Session Six – the Calm Before the Storm

Also known as the gimmick session. This is a favourite of mine, but I like to establish one session that works in a different way, and the sole purpose of this session is remind us that the story is about the characters, not the story arc. I’ve done sessions in flashbacks, I’ve done Demon TV Talk Shows, I’ve done campfire storytelling with no character sheets. Whatever it takes, you use this session to underline the personalities of the characters – and what they have to lose if things go wrong.

Session Seven – The Finale Part One!
In the penultimate session, you explode everything you have set up and then some. The big Story Arc threat comes to an climax and is writ large on the campaign. Each personal trouble also comes to a crescendo, with the characters having to make big decisions about their future direction. You’re looking to definitely leave this session on a cliffhanger, or maybe at a point of departure into the story abyss – to confront the threat, knowing the stakes.

The most important thing here is to let the players come up with ways that they can handle the story arc problem and run with it. This is their show, and their solution. Make them awesome.

Session Eight – The Finale Part Two!
The final session should see two things. First, you want to see some resolution to the character problems that have been established. That doesn’t mean they are ended, but there is some change to the status quo for all characters involved. The second thing is that the major story arc is addressed to some degree of finality. This does NOT mean it has to be resolved – it can often mean that it simply changes, the Big Bad retreats or refocuses their efforts, or in some cases succeeds!

You can end this session, and the campaign, on a high note, or a cliffhanger, or with a pending ‘what happens next’ depending on your interest in following up the game. 

What can go wrong?

You play too hard

Using the player problems as hooks is a great method to add depth to the game, but it relies upon the GM to really play hard against those problems. If you play too hard though, you might just go off piste a little with the player’s original intent. Sometimes, you can mask this with a sneaky twist reveal, but sometimes you just have to pull a little retcon to put everything back on track. One thing I have learned over the years is that people will forgive you far easier if you just admit a mistake and tell everyone how it should have happened, than if you ride roughshod over their character and their ideas. Don’t be afraid to back up if it’s not working for everyone.

Someone gets lost in the mix

The more people you have in the game, the more threads you have to weave and the more complicated it becomes and someone will get lost in the mix. Between you, neither of you can find a meaningful way of inserting their issue into the wider issue in a way that works. You don’t want them to play second fiddle but the original premise isn’t working. I have two solutions – the first is to radically edit the original problem and make that the new problem. The second is to accept defeat and do everything you can to make that person front-and-centre of the resolution of the finale. 

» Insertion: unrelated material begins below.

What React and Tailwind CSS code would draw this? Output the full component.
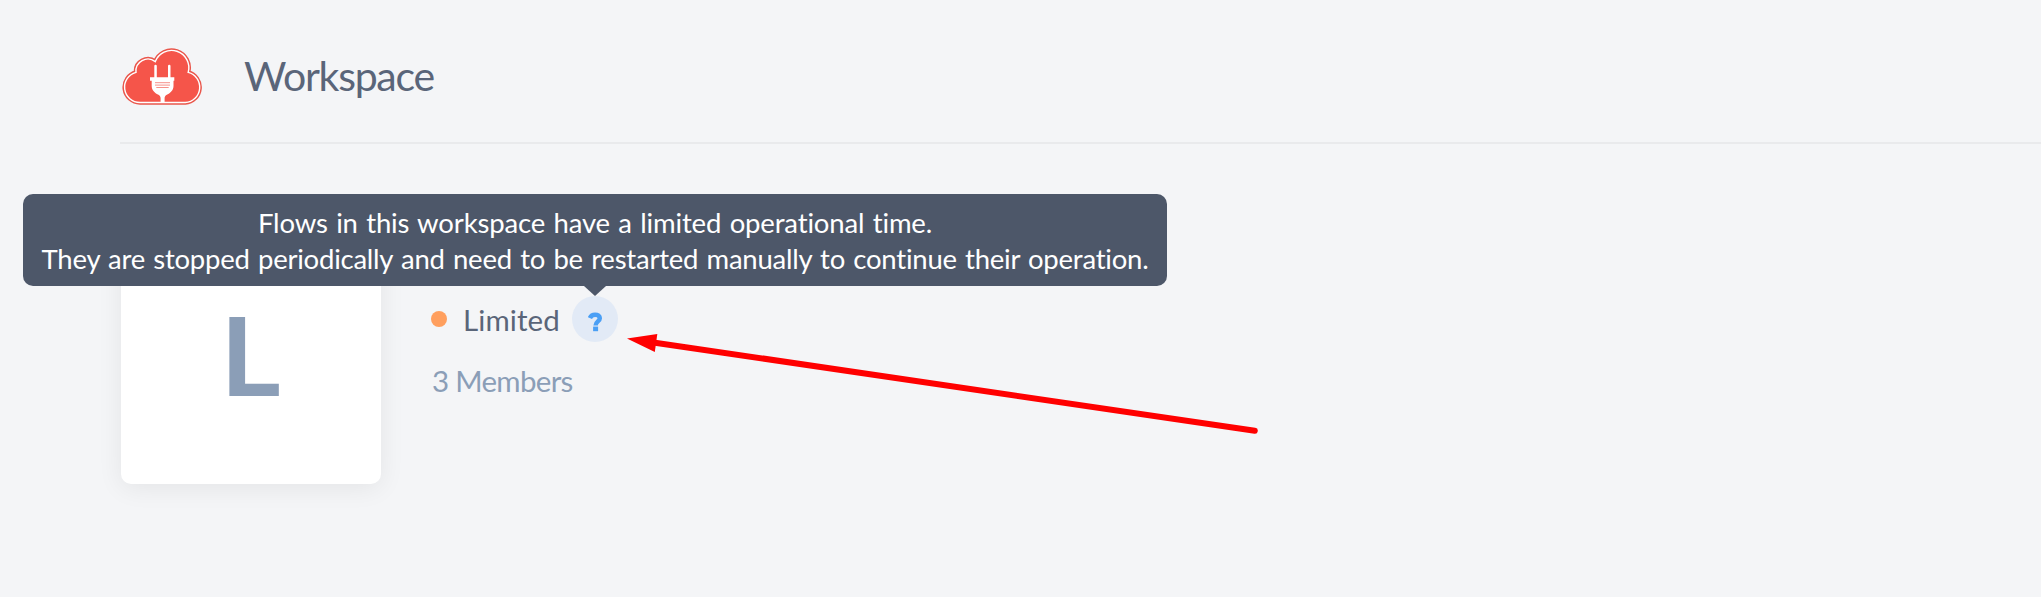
function CloudLogo() {
  const cloud =
    "M14 25.4A12 12 0 0 1 33.3 14.6A17.33 17.33 0 0 1 66.2 25.4A15.3 15.3 0 0 1 63.3 55.5H18A15.3 15.3 0 0 1 14 25.4Z";
  return (
    <svg className="h-[58px] w-[82px] shrink-0" viewBox="0 0 82 58" fill="none">
      <path d={cloud} fill="#f5554a" stroke="#e9564b" strokeWidth="4.3" />
      <path d={cloud} fill="#f5554a" stroke="#fff" strokeWidth="1.4" />
      <path
        d="M32.3 31V19a1.25 1.25 0 0 1 2.5 0v12zM46 31V19a1.25 1.25 0 0 1 2.5 0v12zM28 30.3h24.3v3.4h-.8v5.2c0 4.2-3.3 7-6.3 8.5-2 1-2.6 2-2.6 4V55.5h-4V51.4c0-2-.6-3-2.6-4-3-1.5-6.3-4.3-6.3-8.5v-5.2H28z"
        fill="#fff"
      />
      <path d="M33 35.7h15M33 38.1h15M34.3 40.5h12.4" stroke="#f5857d" strokeWidth="0.9" />
    </svg>
  );
}

function QuestionIcon() {
  return (
    <svg className="mt-[5px] ml-px h-5 w-[15px]" viewBox="0 0 15 20">
      <path d="M1.9 6.1C2.8 3.8 4.5 2.7 7 2.7c2.9 0 4.8 1.4 4.8 3.5 0 3.2-4.2 3.2-4.2 7.2" fill="none" stroke="#4a9ff5" strokeWidth="4.5" />
      <path d="M5.100 14.6h5v4.6h-5z" fill="#4a9ff5" />
    </svg>
  );
}

function Tooltip() {
  return (
    <div className="absolute bottom-[56px] left-1/2 z-10 flex h-[92px] w-[1144px] -translate-x-1/2 flex-col items-center rounded-[10px] bg-[#4d5769] pt-[11px] whitespace-nowrap text-white">
      <p className="text-[27.5px] leading-9 tracking-[-0.15px] [word-spacing:1.5px]">
        Flows in this workspace have a limited operational time.
      </p>
      <p className="text-[27.5px] leading-9 tracking-[-0.23px] [word-spacing:1.5px]">
        They are stopped periodically and need to be restarted manually to continue their operation.
      </p>
      <svg className="absolute top-[91px] left-1/2 h-[11px] w-[22px] -translate-x-1/2" viewBox="0 0 22 11">
        <path d="M0 0h22v1L11 11 0 1z" fill="#4d5769" />
      </svg>
    </div>
  );
}

export default function App() {
  return (
    <div className="relative h-[597px] w-full overflow-hidden bg-[#f4f5f7] pl-[120px] font-['Lato',sans-serif]">
      <header className="flex h-[144px] items-start border-b-2 border-[#e9eaec] pt-[47px] pl-[2px]">
        <CloudLogo />
        <h1 className="mt-1 ml-10 text-[41px] leading-[50px] tracking-[-1.25px] text-[#5a6579]">Workspace</h1>
      </header>
      <main className="flex pt-20 pl-px">
        <div className="h-[260px] w-[260px] rounded-[10px] bg-white pt-16 pl-[99px] text-[109px] leading-[132px] font-bold text-[#8b9eb7] shadow-[0_4px_26px_rgba(0,0,0,0.07)]">
          <span className="inline-block origin-left scale-x-[1.07]">L</span>
        </div>
        <div className="ml-[50px] pt-[72px]">
          <div className="flex h-[46px] items-center">
            <span className="h-4 w-4 rounded-full bg-[#ff9f5e]" />
            <span className="mt-[2px] ml-4 w-[109px] text-[29.5px] leading-9 tracking-[0.1px] text-[#5a6579]">Limited</span>
            <span className="relative flex h-[46px] w-[46px] items-center justify-center rounded-full bg-[#e2eaf6]">
              <QuestionIcon />
              <Tooltip />
            </span>
          </div>
          <p className="mt-[21px] pl-px text-[29.5px] leading-9 tracking-[-0.7px] text-[#8b9eb7]">3 Members</p>
        </div>
      </main>
      <svg className="absolute top-[330px] left-[620px] h-[110px] w-[645px]" viewBox="620 330 645 110">
        <path d="M655 342.7L1254.8 430.7" stroke="#f00" strokeWidth="6" strokeLinecap="round" />
        <path d="M627 338.5L657.3 334L654.8 352z" fill="#f00" />
      </svg>
    </div>
  );
}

You lose people at Session 3-4
Sometimes, people who are really into the bigger arc can get a little lost when the campaign swings into a more mundane mode. It can look like things are really slowing down. The trick here is to pepper these sessions with nods, mentions, cut scenes – anything that reminds people that there is something bigger going in, but it isn’t critical yet.

Does it work?

Well, it does for me. Especially for online play – it allows you to construct a story that is based around player drama in a relatively short time, punching hard and then getting out before fatigue sets in. If you want to see an example of this, my friend Ian has kept a running commentary of my recent Star Trek campaign using Fate Accelerated on his blog, Fandomlife.net. It doesn’t follow the structure exactly, but its as near as!